All lines in which the word "this" occurs are to be extracted.

··· Supplied data

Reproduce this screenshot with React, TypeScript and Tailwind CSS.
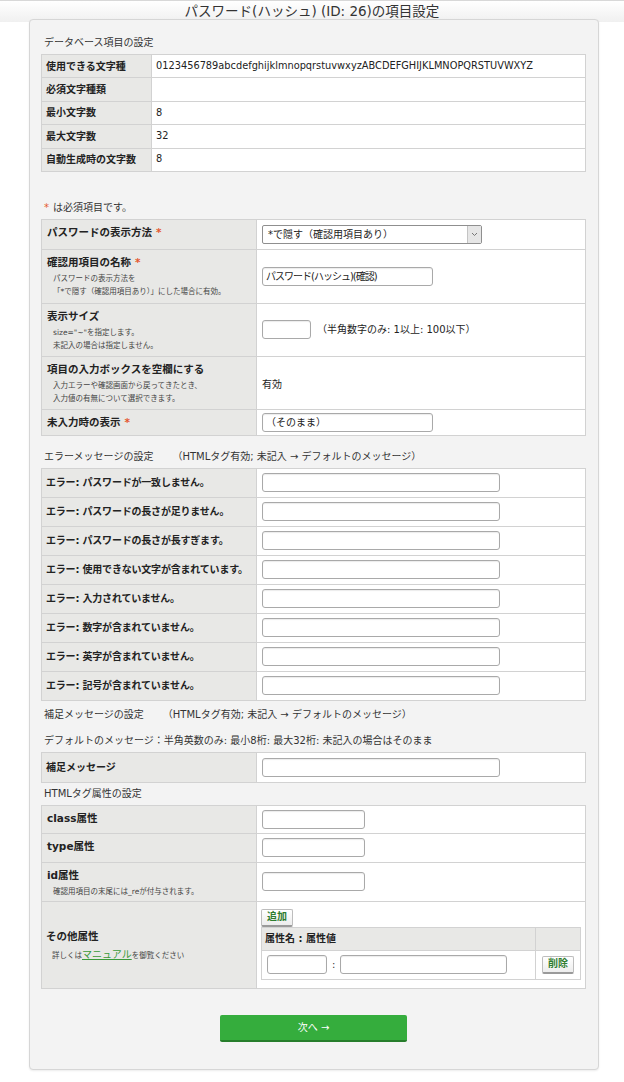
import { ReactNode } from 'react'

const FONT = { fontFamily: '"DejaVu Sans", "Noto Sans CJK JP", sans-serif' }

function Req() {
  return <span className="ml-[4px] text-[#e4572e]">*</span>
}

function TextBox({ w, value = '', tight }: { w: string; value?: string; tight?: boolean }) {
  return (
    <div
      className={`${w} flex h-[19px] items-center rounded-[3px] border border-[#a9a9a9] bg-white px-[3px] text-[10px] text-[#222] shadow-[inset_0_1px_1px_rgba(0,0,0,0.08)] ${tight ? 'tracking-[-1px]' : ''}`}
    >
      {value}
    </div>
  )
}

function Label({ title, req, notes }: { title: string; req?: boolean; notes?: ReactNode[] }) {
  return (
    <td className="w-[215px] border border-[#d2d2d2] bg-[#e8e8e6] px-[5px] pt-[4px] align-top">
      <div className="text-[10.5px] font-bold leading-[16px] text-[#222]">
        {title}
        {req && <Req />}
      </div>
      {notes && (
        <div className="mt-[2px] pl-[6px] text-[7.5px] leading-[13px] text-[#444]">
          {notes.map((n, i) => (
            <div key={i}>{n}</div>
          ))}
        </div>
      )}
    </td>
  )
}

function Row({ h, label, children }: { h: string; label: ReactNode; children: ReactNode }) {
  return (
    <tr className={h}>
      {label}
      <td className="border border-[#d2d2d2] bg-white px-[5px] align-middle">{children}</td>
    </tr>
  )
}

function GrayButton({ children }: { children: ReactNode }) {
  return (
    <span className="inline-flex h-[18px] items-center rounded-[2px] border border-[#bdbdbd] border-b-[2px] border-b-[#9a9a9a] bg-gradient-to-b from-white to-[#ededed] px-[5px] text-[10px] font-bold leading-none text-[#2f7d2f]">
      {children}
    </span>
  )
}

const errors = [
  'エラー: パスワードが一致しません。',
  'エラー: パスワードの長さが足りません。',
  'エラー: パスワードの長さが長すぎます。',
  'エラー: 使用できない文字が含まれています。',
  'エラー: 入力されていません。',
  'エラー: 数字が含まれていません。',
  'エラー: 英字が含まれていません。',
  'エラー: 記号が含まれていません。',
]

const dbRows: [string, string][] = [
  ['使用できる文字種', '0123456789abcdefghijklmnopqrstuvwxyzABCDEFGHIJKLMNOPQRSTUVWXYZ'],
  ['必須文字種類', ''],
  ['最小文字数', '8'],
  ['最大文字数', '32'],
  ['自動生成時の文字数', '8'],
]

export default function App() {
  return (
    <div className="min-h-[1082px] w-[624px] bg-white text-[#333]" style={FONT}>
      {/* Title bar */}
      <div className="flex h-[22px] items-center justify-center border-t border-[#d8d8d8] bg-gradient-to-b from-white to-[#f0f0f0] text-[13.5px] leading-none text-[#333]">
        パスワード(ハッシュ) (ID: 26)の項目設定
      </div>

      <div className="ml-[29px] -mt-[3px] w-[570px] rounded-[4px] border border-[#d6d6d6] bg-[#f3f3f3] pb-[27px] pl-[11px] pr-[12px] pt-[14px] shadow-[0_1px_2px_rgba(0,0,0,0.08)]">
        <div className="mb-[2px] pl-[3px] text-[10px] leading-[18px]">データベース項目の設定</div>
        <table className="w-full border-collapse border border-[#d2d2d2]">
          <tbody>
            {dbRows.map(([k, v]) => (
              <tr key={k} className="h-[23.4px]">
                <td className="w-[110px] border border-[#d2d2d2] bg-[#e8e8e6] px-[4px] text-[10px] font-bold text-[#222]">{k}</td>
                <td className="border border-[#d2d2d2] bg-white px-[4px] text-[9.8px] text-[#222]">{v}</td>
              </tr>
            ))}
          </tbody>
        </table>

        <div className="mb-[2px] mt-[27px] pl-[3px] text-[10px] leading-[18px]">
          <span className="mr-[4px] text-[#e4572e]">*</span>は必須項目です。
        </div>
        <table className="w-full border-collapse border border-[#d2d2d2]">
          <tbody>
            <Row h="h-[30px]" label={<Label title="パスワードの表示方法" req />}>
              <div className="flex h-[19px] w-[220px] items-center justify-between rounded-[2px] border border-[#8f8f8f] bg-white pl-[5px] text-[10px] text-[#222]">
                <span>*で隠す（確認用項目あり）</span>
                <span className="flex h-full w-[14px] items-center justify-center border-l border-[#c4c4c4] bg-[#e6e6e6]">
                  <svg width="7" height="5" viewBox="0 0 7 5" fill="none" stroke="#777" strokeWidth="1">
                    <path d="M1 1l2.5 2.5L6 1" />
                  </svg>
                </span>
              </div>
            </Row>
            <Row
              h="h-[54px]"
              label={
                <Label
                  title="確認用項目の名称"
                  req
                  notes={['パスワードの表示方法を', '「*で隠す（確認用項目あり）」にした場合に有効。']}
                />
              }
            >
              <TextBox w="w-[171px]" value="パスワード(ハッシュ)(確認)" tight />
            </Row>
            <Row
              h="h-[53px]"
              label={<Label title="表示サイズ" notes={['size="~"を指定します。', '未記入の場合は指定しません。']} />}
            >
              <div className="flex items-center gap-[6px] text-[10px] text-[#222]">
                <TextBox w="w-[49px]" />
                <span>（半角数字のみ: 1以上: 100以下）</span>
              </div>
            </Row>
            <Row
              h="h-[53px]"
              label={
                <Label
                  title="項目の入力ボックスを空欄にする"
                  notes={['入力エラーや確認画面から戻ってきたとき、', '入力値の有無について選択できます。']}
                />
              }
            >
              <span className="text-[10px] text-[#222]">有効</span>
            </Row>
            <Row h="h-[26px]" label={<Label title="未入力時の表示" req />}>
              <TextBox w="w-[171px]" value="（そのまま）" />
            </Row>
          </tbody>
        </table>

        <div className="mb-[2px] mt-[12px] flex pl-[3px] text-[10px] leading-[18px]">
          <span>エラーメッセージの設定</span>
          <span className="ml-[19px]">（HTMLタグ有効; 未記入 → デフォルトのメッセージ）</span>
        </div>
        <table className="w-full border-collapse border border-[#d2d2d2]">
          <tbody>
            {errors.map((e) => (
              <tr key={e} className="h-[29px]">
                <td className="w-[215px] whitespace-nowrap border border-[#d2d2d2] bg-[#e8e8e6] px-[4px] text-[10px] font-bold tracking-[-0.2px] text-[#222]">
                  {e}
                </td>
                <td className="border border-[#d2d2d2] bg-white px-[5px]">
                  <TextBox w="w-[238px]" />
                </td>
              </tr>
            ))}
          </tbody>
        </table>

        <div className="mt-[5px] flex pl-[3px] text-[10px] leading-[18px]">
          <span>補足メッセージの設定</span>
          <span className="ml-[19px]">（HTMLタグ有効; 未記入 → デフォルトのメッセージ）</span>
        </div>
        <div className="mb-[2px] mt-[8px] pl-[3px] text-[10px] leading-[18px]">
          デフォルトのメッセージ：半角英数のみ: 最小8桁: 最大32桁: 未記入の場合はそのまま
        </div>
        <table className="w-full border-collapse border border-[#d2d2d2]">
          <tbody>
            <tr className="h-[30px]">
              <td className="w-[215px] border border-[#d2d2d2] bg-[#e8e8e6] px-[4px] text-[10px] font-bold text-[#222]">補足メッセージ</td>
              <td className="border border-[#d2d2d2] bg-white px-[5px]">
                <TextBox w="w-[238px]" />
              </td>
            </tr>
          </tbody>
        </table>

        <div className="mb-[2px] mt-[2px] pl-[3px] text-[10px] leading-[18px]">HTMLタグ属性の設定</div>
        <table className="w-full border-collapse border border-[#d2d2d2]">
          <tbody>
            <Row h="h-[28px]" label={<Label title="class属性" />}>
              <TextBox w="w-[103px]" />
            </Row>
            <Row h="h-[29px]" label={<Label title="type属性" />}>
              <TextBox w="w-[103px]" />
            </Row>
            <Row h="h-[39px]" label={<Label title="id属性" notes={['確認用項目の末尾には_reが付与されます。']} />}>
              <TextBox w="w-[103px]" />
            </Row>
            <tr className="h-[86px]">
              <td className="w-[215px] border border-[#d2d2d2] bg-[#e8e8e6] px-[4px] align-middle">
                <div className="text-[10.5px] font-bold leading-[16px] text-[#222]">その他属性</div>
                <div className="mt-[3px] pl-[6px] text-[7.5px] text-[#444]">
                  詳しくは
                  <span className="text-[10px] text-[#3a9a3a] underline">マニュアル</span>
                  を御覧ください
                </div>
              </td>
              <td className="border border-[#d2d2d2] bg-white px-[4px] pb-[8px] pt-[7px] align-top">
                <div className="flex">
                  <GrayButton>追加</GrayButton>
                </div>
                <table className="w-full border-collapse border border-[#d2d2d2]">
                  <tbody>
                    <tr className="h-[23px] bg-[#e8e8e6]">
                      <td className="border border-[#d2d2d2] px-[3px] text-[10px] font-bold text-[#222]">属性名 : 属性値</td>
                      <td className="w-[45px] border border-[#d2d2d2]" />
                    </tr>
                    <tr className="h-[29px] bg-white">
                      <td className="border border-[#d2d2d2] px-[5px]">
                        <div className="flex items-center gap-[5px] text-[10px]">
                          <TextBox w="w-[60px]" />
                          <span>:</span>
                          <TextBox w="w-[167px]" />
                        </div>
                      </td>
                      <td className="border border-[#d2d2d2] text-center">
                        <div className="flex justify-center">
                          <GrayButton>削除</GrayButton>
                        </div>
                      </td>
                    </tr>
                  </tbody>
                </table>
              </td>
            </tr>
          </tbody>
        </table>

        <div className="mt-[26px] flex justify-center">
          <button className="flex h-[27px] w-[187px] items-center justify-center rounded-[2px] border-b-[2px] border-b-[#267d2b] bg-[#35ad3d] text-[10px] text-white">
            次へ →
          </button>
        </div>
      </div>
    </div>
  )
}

······
··· Supplied data

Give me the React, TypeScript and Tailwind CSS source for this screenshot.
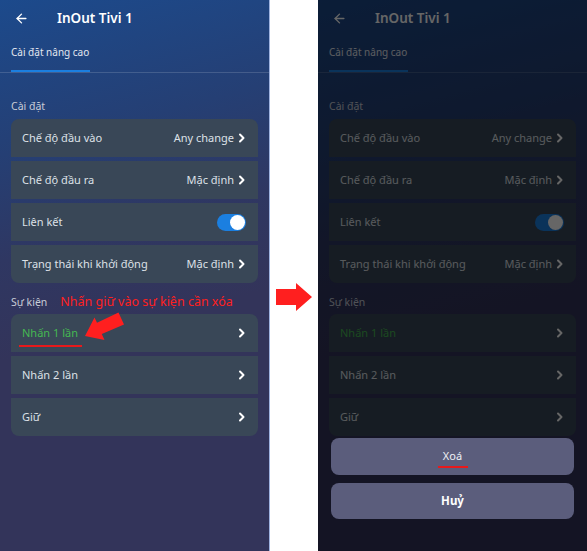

······
··· Supplied data

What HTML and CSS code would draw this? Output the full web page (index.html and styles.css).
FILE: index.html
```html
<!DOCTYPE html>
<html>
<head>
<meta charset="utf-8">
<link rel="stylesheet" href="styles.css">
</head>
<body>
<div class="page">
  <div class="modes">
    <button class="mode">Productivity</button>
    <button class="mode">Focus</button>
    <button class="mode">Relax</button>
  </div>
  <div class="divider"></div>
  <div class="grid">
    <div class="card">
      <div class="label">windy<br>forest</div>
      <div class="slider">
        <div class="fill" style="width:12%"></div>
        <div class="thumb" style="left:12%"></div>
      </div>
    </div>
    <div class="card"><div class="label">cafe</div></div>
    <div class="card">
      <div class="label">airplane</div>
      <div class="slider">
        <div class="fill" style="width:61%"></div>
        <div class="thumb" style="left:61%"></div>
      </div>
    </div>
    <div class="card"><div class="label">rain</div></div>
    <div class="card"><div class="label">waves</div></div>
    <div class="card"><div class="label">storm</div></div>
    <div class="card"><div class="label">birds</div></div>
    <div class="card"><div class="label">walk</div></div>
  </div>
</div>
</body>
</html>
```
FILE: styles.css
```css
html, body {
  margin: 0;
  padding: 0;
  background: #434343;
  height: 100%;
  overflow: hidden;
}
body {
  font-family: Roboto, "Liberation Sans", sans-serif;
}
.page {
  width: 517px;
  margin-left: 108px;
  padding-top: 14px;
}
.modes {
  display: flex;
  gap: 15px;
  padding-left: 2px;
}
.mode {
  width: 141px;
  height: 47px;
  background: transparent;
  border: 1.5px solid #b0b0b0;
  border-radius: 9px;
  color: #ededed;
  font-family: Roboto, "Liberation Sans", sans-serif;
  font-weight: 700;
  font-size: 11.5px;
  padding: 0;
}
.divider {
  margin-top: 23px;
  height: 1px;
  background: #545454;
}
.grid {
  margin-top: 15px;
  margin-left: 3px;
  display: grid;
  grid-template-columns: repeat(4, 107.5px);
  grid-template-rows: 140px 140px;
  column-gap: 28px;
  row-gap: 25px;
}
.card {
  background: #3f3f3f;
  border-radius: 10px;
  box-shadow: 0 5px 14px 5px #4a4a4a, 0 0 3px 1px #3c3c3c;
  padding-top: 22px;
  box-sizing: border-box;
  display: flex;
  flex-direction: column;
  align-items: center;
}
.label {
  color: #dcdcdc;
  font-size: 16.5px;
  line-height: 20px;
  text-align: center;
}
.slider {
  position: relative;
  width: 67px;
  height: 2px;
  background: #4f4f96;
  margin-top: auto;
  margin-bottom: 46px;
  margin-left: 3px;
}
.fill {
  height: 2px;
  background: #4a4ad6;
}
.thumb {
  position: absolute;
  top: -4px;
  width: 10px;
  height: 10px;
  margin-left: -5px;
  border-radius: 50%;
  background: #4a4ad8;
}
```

······

Solution to the exercise:
Reproduce this screenshot with React, TypeScript and Tailwind CSS.
Give me the React, TypeScript and Tailwind CSS source for this screenshot.
What HTML and CSS code would draw this? Output the full web page (index.html and styles.css).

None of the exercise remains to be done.